### Given data

▼▼▼

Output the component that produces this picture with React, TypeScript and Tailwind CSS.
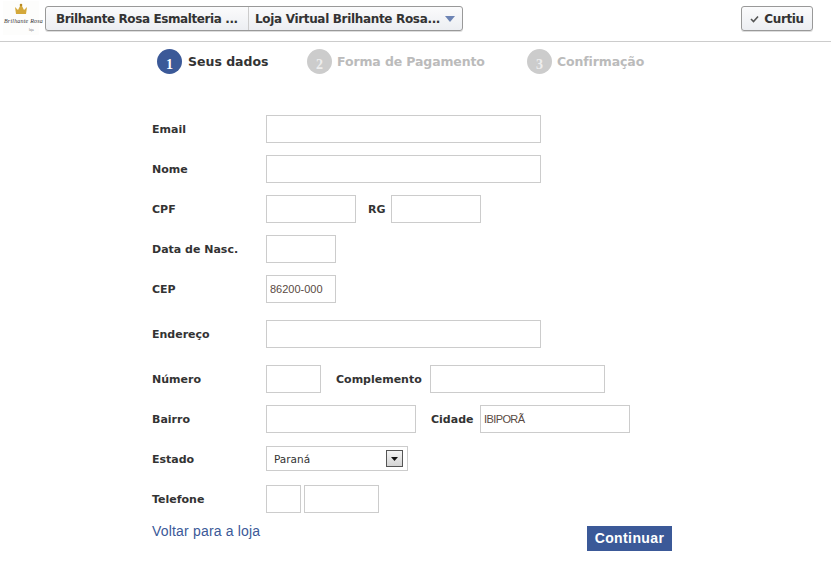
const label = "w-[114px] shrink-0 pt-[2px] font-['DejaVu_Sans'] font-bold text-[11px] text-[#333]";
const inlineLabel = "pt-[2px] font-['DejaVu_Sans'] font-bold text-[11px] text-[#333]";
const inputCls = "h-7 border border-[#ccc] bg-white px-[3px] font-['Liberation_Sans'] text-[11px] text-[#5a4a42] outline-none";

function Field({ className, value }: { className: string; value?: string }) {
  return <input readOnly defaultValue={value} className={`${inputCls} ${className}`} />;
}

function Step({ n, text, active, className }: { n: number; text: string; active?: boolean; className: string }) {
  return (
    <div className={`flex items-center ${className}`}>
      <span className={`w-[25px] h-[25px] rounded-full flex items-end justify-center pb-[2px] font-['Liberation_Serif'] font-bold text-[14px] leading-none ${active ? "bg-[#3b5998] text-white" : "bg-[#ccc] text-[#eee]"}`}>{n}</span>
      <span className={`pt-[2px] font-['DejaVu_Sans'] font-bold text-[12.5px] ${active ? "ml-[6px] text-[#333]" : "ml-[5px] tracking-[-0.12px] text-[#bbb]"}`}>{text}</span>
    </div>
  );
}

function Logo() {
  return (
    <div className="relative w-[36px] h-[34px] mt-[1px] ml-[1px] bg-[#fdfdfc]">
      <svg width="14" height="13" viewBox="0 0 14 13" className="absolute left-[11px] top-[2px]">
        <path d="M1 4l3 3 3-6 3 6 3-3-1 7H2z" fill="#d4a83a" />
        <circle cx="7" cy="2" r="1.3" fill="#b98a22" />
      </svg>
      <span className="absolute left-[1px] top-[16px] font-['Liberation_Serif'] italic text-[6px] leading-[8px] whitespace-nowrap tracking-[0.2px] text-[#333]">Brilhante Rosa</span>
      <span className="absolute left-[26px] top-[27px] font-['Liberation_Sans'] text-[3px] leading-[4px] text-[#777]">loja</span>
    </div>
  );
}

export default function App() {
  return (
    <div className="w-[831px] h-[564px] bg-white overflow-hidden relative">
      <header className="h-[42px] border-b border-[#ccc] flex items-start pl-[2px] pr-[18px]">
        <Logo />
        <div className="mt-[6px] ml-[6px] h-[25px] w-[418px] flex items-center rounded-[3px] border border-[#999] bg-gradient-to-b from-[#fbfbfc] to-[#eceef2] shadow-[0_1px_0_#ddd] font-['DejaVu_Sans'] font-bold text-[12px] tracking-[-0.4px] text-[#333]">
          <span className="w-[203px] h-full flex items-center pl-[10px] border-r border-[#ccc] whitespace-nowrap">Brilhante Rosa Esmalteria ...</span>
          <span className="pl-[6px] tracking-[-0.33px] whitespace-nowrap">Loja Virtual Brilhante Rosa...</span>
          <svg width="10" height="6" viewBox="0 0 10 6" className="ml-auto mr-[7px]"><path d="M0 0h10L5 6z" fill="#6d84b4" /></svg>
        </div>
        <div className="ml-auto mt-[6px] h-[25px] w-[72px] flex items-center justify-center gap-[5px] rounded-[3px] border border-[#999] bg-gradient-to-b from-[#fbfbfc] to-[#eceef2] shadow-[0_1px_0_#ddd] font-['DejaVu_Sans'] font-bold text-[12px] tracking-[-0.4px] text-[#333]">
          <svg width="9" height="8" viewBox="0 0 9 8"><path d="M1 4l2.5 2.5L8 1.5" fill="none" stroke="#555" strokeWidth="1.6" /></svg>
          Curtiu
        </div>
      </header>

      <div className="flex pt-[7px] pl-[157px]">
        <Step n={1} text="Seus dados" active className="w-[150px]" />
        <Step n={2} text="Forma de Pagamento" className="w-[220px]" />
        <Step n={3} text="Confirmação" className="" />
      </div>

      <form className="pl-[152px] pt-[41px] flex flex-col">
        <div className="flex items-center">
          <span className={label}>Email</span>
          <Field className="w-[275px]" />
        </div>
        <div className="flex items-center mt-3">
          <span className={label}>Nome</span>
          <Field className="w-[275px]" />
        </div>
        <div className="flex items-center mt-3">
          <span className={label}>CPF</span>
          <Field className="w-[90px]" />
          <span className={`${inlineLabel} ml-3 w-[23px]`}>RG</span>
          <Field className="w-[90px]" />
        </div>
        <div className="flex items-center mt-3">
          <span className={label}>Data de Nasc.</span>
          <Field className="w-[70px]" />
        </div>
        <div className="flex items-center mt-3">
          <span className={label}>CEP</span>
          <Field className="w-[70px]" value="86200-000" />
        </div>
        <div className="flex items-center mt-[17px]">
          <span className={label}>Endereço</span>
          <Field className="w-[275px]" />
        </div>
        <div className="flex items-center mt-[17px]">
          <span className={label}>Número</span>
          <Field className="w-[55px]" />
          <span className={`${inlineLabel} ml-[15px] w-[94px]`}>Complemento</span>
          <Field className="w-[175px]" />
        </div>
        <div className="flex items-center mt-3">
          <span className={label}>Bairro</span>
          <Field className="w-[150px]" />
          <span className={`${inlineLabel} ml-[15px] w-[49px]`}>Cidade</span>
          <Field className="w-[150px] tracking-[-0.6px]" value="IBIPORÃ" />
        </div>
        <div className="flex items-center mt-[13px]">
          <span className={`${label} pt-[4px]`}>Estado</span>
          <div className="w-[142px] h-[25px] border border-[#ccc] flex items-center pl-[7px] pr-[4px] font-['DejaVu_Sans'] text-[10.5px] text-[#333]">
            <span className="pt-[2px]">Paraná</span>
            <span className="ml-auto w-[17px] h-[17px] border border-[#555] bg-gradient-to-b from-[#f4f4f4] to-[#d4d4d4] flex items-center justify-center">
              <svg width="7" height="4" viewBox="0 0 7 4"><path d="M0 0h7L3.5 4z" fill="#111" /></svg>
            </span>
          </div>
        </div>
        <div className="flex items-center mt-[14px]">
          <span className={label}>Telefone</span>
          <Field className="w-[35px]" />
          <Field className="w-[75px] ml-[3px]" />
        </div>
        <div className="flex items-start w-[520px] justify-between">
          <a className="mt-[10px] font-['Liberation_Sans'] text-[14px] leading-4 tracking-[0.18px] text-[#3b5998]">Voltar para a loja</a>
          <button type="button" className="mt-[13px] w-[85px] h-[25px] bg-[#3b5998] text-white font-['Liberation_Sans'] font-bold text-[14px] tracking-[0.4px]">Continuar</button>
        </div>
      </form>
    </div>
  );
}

▲▲▲

Print out the material word for word, omitting the pictures.

Output the component that produces this picture with React, TypeScript and Tailwind CSS.
const label = "w-[114px] shrink-0 pt-[2px] font-['DejaVu_Sans'] font-bold text-[11px] text-[#333]";
const inlineLabel = "pt-[2px] font-['DejaVu_Sans'] font-bold text-[11px] text-[#333]";
const inputCls = "h-7 border border-[#ccc] bg-white px-[3px] font-['Liberation_Sans'] text-[11px] text-[#5a4a42] outline-none";

function Field({ className, value }: { className: string; value?: string }) {
  return <input readOnly defaultValue={value} className={`${inputCls} ${className}`} />;
}

function Step({ n, text, active, className }: { n: number; text: string; active?: boolean; className: string }) {
  return (
    <div className={`flex items-center ${className}`}>
      <span className={`w-[25px] h-[25px] rounded-full flex items-end justify-center pb-[2px] font-['Liberation_Serif'] font-bold text-[14px] leading-none ${active ? "bg-[#3b5998] text-white" : "bg-[#ccc] text-[#eee]"}`}>{n}</span>
      <span className={`pt-[2px] font-['DejaVu_Sans'] font-bold text-[12.5px] ${active ? "ml-[6px] text-[#333]" : "ml-[5px] tracking-[-0.12px] text-[#bbb]"}`}>{text}</span>
    </div>
  );
}

function Logo() {
  return (
    <div className="relative w-[36px] h-[34px] mt-[1px] ml-[1px] bg-[#fdfdfc]">
      <svg width="14" height="13" viewBox="0 0 14 13" className="absolute left-[11px] top-[2px]">
        <path d="M1 4l3 3 3-6 3 6 3-3-1 7H2z" fill="#d4a83a" />
        <circle cx="7" cy="2" r="1.3" fill="#b98a22" />
      </svg>
      <span className="absolute left-[1px] top-[16px] font-['Liberation_Serif'] italic text-[6px] leading-[8px] whitespace-nowrap tracking-[0.2px] text-[#333]">Brilhante Rosa</span>
      <span className="absolute left-[26px] top-[27px] font-['Liberation_Sans'] text-[3px] leading-[4px] text-[#777]">loja</span>
    </div>
  );
}

export default function App() {
  return (
    <div className="w-[831px] h-[564px] bg-white overflow-hidden relative">
      <header className="h-[42px] border-b border-[#ccc] flex items-start pl-[2px] pr-[18px]">
        <Logo />
        <div className="mt-[6px] ml-[6px] h-[25px] w-[418px] flex items-center rounded-[3px] border border-[#999] bg-gradient-to-b from-[#fbfbfc] to-[#eceef2] shadow-[0_1px_0_#ddd] font-['DejaVu_Sans'] font-bold text-[12px] tracking-[-0.4px] text-[#333]">
          <span className="w-[203px] h-full flex items-center pl-[10px] border-r border-[#ccc] whitespace-nowrap">Brilhante Rosa Esmalteria ...</span>
          <span className="pl-[6px] tracking-[-0.33px] whitespace-nowrap">Loja Virtual Brilhante Rosa...</span>
          <svg width="10" height="6" viewBox="0 0 10 6" className="ml-auto mr-[7px]"><path d="M0 0h10L5 6z" fill="#6d84b4" /></svg>
        </div>
        <div className="ml-auto mt-[6px] h-[25px] w-[72px] flex items-center justify-center gap-[5px] rounded-[3px] border border-[#999] bg-gradient-to-b from-[#fbfbfc] to-[#eceef2] shadow-[0_1px_0_#ddd] font-['DejaVu_Sans'] font-bold text-[12px] tracking-[-0.4px] text-[#333]">
          <svg width="9" height="8" viewBox="0 0 9 8"><path d="M1 4l2.5 2.5L8 1.5" fill="none" stroke="#555" strokeWidth="1.6" /></svg>
          Curtiu
        </div>
      </header>

      <div className="flex pt-[7px] pl-[157px]">
        <Step n={1} text="Seus dados" active className="w-[150px]" />
        <Step n={2} text="Forma de Pagamento" className="w-[220px]" />
        <Step n={3} text="Confirmação" className="" />
      </div>

      <form className="pl-[152px] pt-[41px] flex flex-col">
        <div className="flex items-center">
          <span className={label}>Email</span>
          <Field className="w-[275px]" />
        </div>
        <div className="flex items-center mt-3">
          <span className={label}>Nome</span>
          <Field className="w-[275px]" />
        </div>
        <div className="flex items-center mt-3">
          <span className={label}>CPF</span>
          <Field className="w-[90px]" />
          <span className={`${inlineLabel} ml-3 w-[23px]`}>RG</span>
          <Field className="w-[90px]" />
        </div>
        <div className="flex items-center mt-3">
          <span className={label}>Data de Nasc.</span>
          <Field className="w-[70px]" />
        </div>
        <div className="flex items-center mt-3">
          <span className={label}>CEP</span>
          <Field className="w-[70px]" value="86200-000" />
        </div>
        <div className="flex items-center mt-[17px]">
          <span className={label}>Endereço</span>
          <Field className="w-[275px]" />
        </div>
        <div className="flex items-center mt-[17px]">
          <span className={label}>Número</span>
          <Field className="w-[55px]" />
          <span className={`${inlineLabel} ml-[15px] w-[94px]`}>Complemento</span>
          <Field className="w-[175px]" />
        </div>
        <div className="flex items-center mt-3">
          <span className={label}>Bairro</span>
          <Field className="w-[150px]" />
          <span className={`${inlineLabel} ml-[15px] w-[49px]`}>Cidade</span>
          <Field className="w-[150px] tracking-[-0.6px]" value="IBIPORÃ" />
        </div>
        <div className="flex items-center mt-[13px]">
          <span className={`${label} pt-[4px]`}>Estado</span>
          <div className="w-[142px] h-[25px] border border-[#ccc] flex items-center pl-[7px] pr-[4px] font-['DejaVu_Sans'] text-[10.5px] text-[#333]">
            <span className="pt-[2px]">Paraná</span>
            <span className="ml-auto w-[17px] h-[17px] border border-[#555] bg-gradient-to-b from-[#f4f4f4] to-[#d4d4d4] flex items-center justify-center">
              <svg width="7" height="4" viewBox="0 0 7 4"><path d="M0 0h7L3.5 4z" fill="#111" /></svg>
            </span>
          </div>
        </div>
        <div className="flex items-center mt-[14px]">
          <span className={label}>Telefone</span>
          <Field className="w-[35px]" />
          <Field className="w-[75px] ml-[3px]" />
        </div>
        <div className="flex items-start w-[520px] justify-between">
          <a className="mt-[10px] font-['Liberation_Sans'] text-[14px] leading-4 tracking-[0.18px] text-[#3b5998]">Voltar para a loja</a>
          <button type="button" className="mt-[13px] w-[85px] h-[25px] bg-[#3b5998] text-white font-['Liberation_Sans'] font-bold text-[14px] tracking-[0.4px]">Continuar</button>
        </div>
      </form>
    </div>
  );
}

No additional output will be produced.